The 2005-06 UCSB freshman applicant pool also set university records for having the highest GPAs and test scores, and for being the most racially and ethnically diverse. The UC Office of the President said 49.5 percent of prospective UCSB freshmen are of an ethnic or racial minority.
Lisa Przekop, UCSB associate director of admissions, said the Office of Admissions was able to maintain its recruitment standards this year despite state budget cuts.
“We have had to stretch the dollar a lot further,” Przekop said. “We are not visiting as many schools and we are not printing as much material as in years before.”
Betty Huff, UCSB assistant vice chancellor for student affairs, said recruitment has been made cheaper and easier thanks in part to technology.
“Our improved school website was able to tell prospective students more about the campus,” Huff said. “Due to budget cuts, we were not about to do as much face-to-face recruitment; we had to rely on technology, like our website, to do it for us.”
Overall, the number of freshman applications to the UC has decreased by 1 percent from 2003-04 to 2005-06, the report said. The report said UC San Diego has experienced a 6.2 percent decrease in applications from 2003-04 to 2005-06, while UCLA has had a 5 percent decrease over the same time period. Despite these decreases, UCSD and UCLA still receive the largest number of applications, the report said.

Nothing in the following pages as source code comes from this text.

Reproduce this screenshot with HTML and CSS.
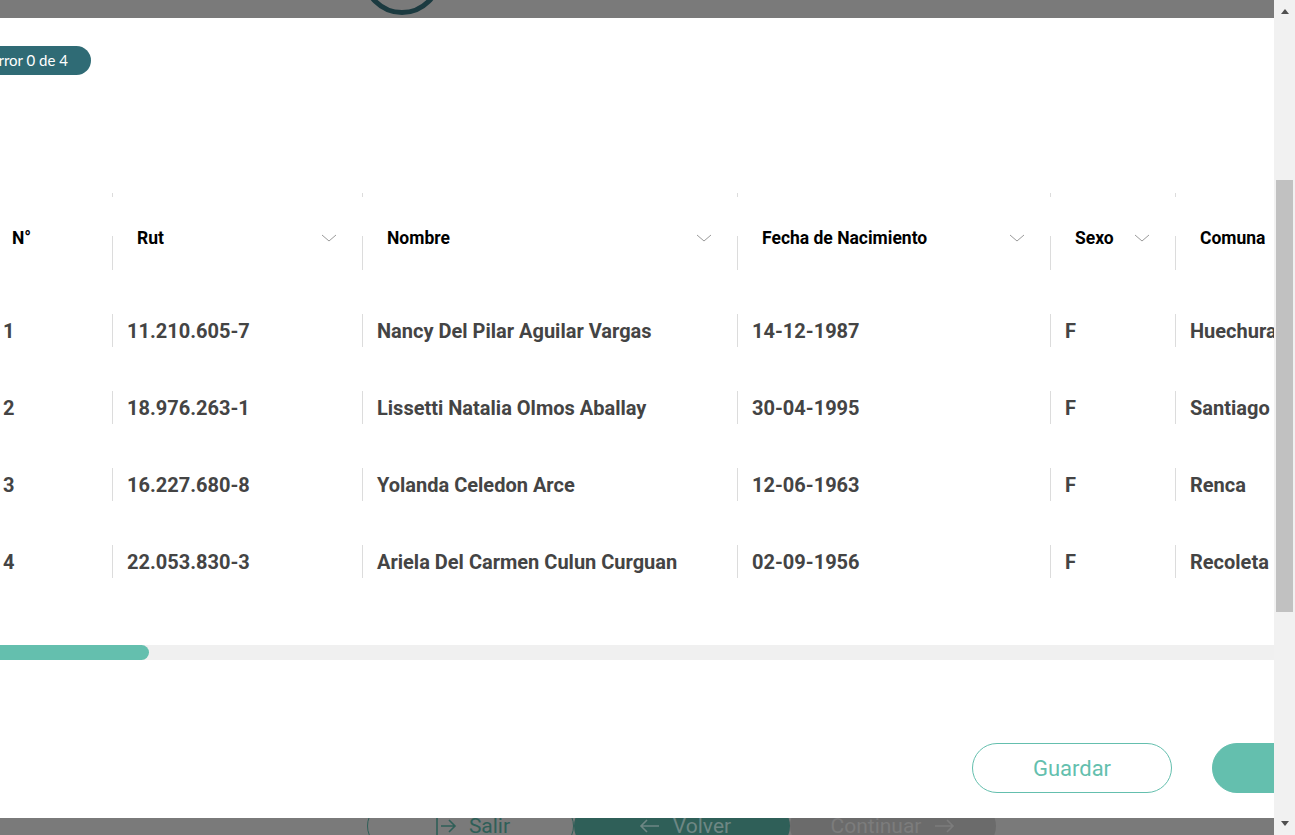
FILE: index.html
```
<!DOCTYPE html>
<html lang="es">
<head>
<meta charset="utf-8">
<title>Carga masiva</title>
<link rel="stylesheet" href="styles.css">
</head>
<body>
<div class="screen">
  <div class="viewport">
    <div class="bg-top"><div class="ring"></div></div>
    <div class="modal">
      <div class="pill">Error 0 de 4</div>
      <div class="grid">
        <div class="hcell first"><span>N°</span></div>
        <div class="hcell"><span>Rut</span><svg class="chev" viewBox="0 0 16 8"><path d="M1 1l7 6 7-6"/></svg></div>
        <div class="hcell"><span>Nombre</span><svg class="chev" viewBox="0 0 16 8"><path d="M1 1l7 6 7-6"/></svg></div>
        <div class="hcell"><span>Fecha de Nacimiento</span><svg class="chev" viewBox="0 0 16 8"><path d="M1 1l7 6 7-6"/></svg></div>
        <div class="hcell"><span>Sexo</span><svg class="chev" viewBox="0 0 16 8"><path d="M1 1l7 6 7-6"/></svg></div>
        <div class="hcell"><span>Comuna</span></div>

        <div class="cell first">1</div>
        <div class="cell">11.210.605-7</div>
        <div class="cell">Nancy Del Pilar Aguilar Vargas</div>
        <div class="cell">14-12-1987</div>
        <div class="cell">F</div>
        <div class="cell">Huechuraba</div>

        <div class="cell first">2</div>
        <div class="cell">18.976.263-1</div>
        <div class="cell">Lissetti Natalia Olmos Aballay</div>
        <div class="cell">30-04-1995</div>
        <div class="cell">F</div>
        <div class="cell">Santiago</div>

        <div class="cell first">3</div>
        <div class="cell">16.227.680-8</div>
        <div class="cell">Yolanda Celedon Arce</div>
        <div class="cell">12-06-1963</div>
        <div class="cell">F</div>
        <div class="cell">Renca</div>

        <div class="cell first">4</div>
        <div class="cell">22.053.830-3</div>
        <div class="cell">Ariela Del Carmen Culun Curguan</div>
        <div class="cell">02-09-1956</div>
        <div class="cell">F</div>
        <div class="cell">Recoleta</div>
      </div>
      <div class="hscroll"><div class="hthumb"></div></div>
      <div class="actions">
        <button class="btn-outline">Guardar</button>
        <button class="btn-fill">Continuar</button>
      </div>
    </div>
    <div class="bg-bottom">
      <div class="nav">
        <div class="nbtn salir"><svg class="ico" viewBox="0 0 22 20"><path d="M2 1v18M6 10h14M14 4l6 6-6 6"/></svg><span>Salir</span></div>
        <div class="nbtn volver"><svg class="ico" viewBox="0 0 22 20"><path d="M20 10H2M8 4l-6 6 6 6"/></svg><span>Volver</span></div>
        <div class="nbtn continuar"><span>Continuar</span><svg class="ico" viewBox="0 0 22 20"><path d="M2 10h18M14 4l6 6-6 6"/></svg></div>
      </div>
    </div>
  </div>
  <div class="vscroll">
    <div class="arrow up"></div>
    <div class="vtrack"><div class="vthumb"></div></div>
    <div class="arrow down"></div>
  </div>
</div>
</body>
</html>
```
FILE: styles.css
```
* { box-sizing: border-box; }
html, body { margin: 0; padding: 0; overflow: hidden; }
body { font-family: Roboto, "Liberation Sans", sans-serif; background: #7a7a7a; }

.screen { display: flex; width: 1295px; height: 835px; }
.viewport { width: 1274px; height: 835px; display: flex; flex-direction: column; background: #7a7a7a; overflow: hidden; }

.bg-top { height: 18px; overflow: hidden; flex: none; }
.ring { width: 80px; height: 80px; border: 5px solid #1b3a40; border-radius: 50%; margin-left: 362px; margin-top: -65px; }

.modal { height: 800px; flex: none; background: #fff; overflow: hidden; display: flex; flex-direction: column; }

.pill { align-self: flex-start; margin-top: 28px; margin-left: -33px; height: 29px; padding: 0 23px; border-radius: 15px; background: #2f6b75; color: #fff; font-family: Lato, "Liberation Sans", sans-serif; font-size: 15px; line-height: 29px; white-space: nowrap; }

.grid { margin-top: 118px; margin-left: -13px; display: grid; grid-template-columns: 125px 250px 375px 313px 125px 220px; grid-template-rows: 99px repeat(4, 77px); }

.hcell { position: relative; display: flex; align-items: center; justify-content: space-between; padding: 0 25px; padding-bottom: 9px; font-size: 17.5px; font-weight: 700; color: #000; white-space: nowrap; }
.hcell::before { content: ""; position: absolute; left: 0; top: 0; width: 1px; height: 4px; background: #dcdcdc; }
.hcell::after { content: ""; position: absolute; left: 0; top: 43px; width: 1px; height: 34px; background: #dcdcdc; }
.hcell.first::before, .hcell.first::after { display: none; }
.chev { width: 16px; height: 8px; fill: none; stroke: #9a9a9a; stroke-width: 1; flex: none; }

.cell { position: relative; display: flex; align-items: center; padding-left: 15px; font-size: 20px; font-weight: 700; color: #444; white-space: nowrap; }
.cell::before { content: ""; position: absolute; left: 0; top: 22px; width: 1px; height: 33px; background: #dcdcdc; }
.cell.first { padding-left: 16px; }
.cell.first::before { display: none; }

.hscroll { margin-top: 45px; height: 15px; background: #f0f0f0; flex: none; }
.hthumb { width: 149px; height: 15px; background: #64bfae; border-radius: 0 8px 8px 0; }

.actions { margin-top: 83px; display: flex; gap: 40px; padding-left: 972px; }
.btn-outline, .btn-fill { flex: none; height: 50px; border-radius: 25px; font-family: Roboto, "Liberation Sans", sans-serif; font-size: 22px; }
.btn-outline { width: 200px; background: #fff; border: 1px solid #64bfae; color: #64bfae; }
.btn-fill { width: 270px; background: #64bfae; border: 1px solid #64bfae; color: #fff; }

.bg-bottom { height: 17px; flex: none; overflow: hidden; }
.nav { display: flex; margin-left: 367px; margin-top: -16px; }
.nbtn { height: 48px; display: flex; align-items: center; justify-content: center; gap: 12px; border-radius: 24px; font-size: 21px; }
.ico { width: 22px; height: 20px; fill: none; stroke-width: 1.6; }
.salir { width: 207px; padding-left: 4px; border: 1.5px solid #2f5f58; color: #2f5f58; }
.salir .ico { stroke: #2f5f58; }
.volver { width: 216px; padding-left: 6px; background: #2f5f58; color: #6e8784; }
.volver .ico { stroke: #6e8784; }
.continuar { width: 206px; background: #6b6b6b; color: #7c7c7c; }
.continuar .ico { stroke: #7c7c7c; }

.vscroll { width: 21px; height: 835px; background: #f1f1f1; display: flex; flex-direction: column; flex: none; }
.arrow { height: 17px; flex: none; display: flex; justify-content: center; align-items: center; }
.arrow::after { content: ""; width: 0; height: 0; border-left: 4.5px solid transparent; border-right: 4.5px solid transparent; }
.up::after { border-bottom: 5px solid #505050; margin-top: 6px; }
.down::after { border-top: 5px solid #505050; margin-bottom: 6px; }
.vtrack { flex: 1; padding: 163px 2px 0 2px; }
.vthumb { height: 432px; background: #c1c1c1; }
```
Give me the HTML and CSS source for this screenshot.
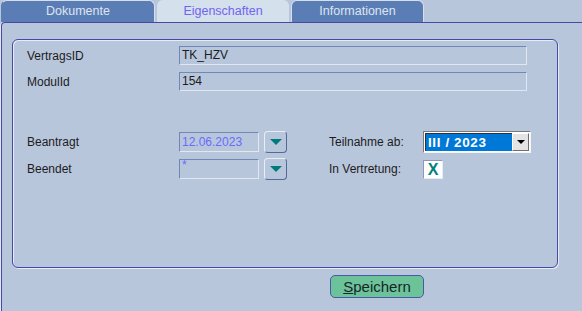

Ravi Poorsina, UC Office of the President spokeswoman, said better academic preparation by high schools contributed to UCSB’s increase in applicants.
Przekop said the Office of Admissions expected a higher number of applicants this year because many high school senior classes in California have unusually large populations this year. She said a record number – about 12,000 – of prospective students visited the university.
Huff said the positive publicity associated with the university’s two newest Nobel laureates – physics professor David Gross and economics professor Finn Kydland – may have contributed to the increase in applications.
The report said guaranteed admission was offered to 14.5 percent of the prospective freshman applicants because they were listed in the top 4 percent of their high school class. The average Scholastic Assessment Test (SAT) I score of UCSB applicants jumped 10 points from 1176 to 1186 this year, and SAT II scores also increased compared to last year, the report said.
Transfer applications to the university rose from 7,149 to 8,523 over a three-year period, according to the report.
The UCSB Office of Public Affairs said the university has a target of enrolling 1,555 transfer students and 4,025 new undergraduates.
Przekop said more transfer students applied because the university has been more proactive in publicizing information for prospective students at community colleges. She also said the guaranteed admission policy is becoming more widely known among prospective transfer students.
“Knowing that there is guaranteed admission for students who qualify for the transfer priority programs is a key motivator for these students,” Przekop said.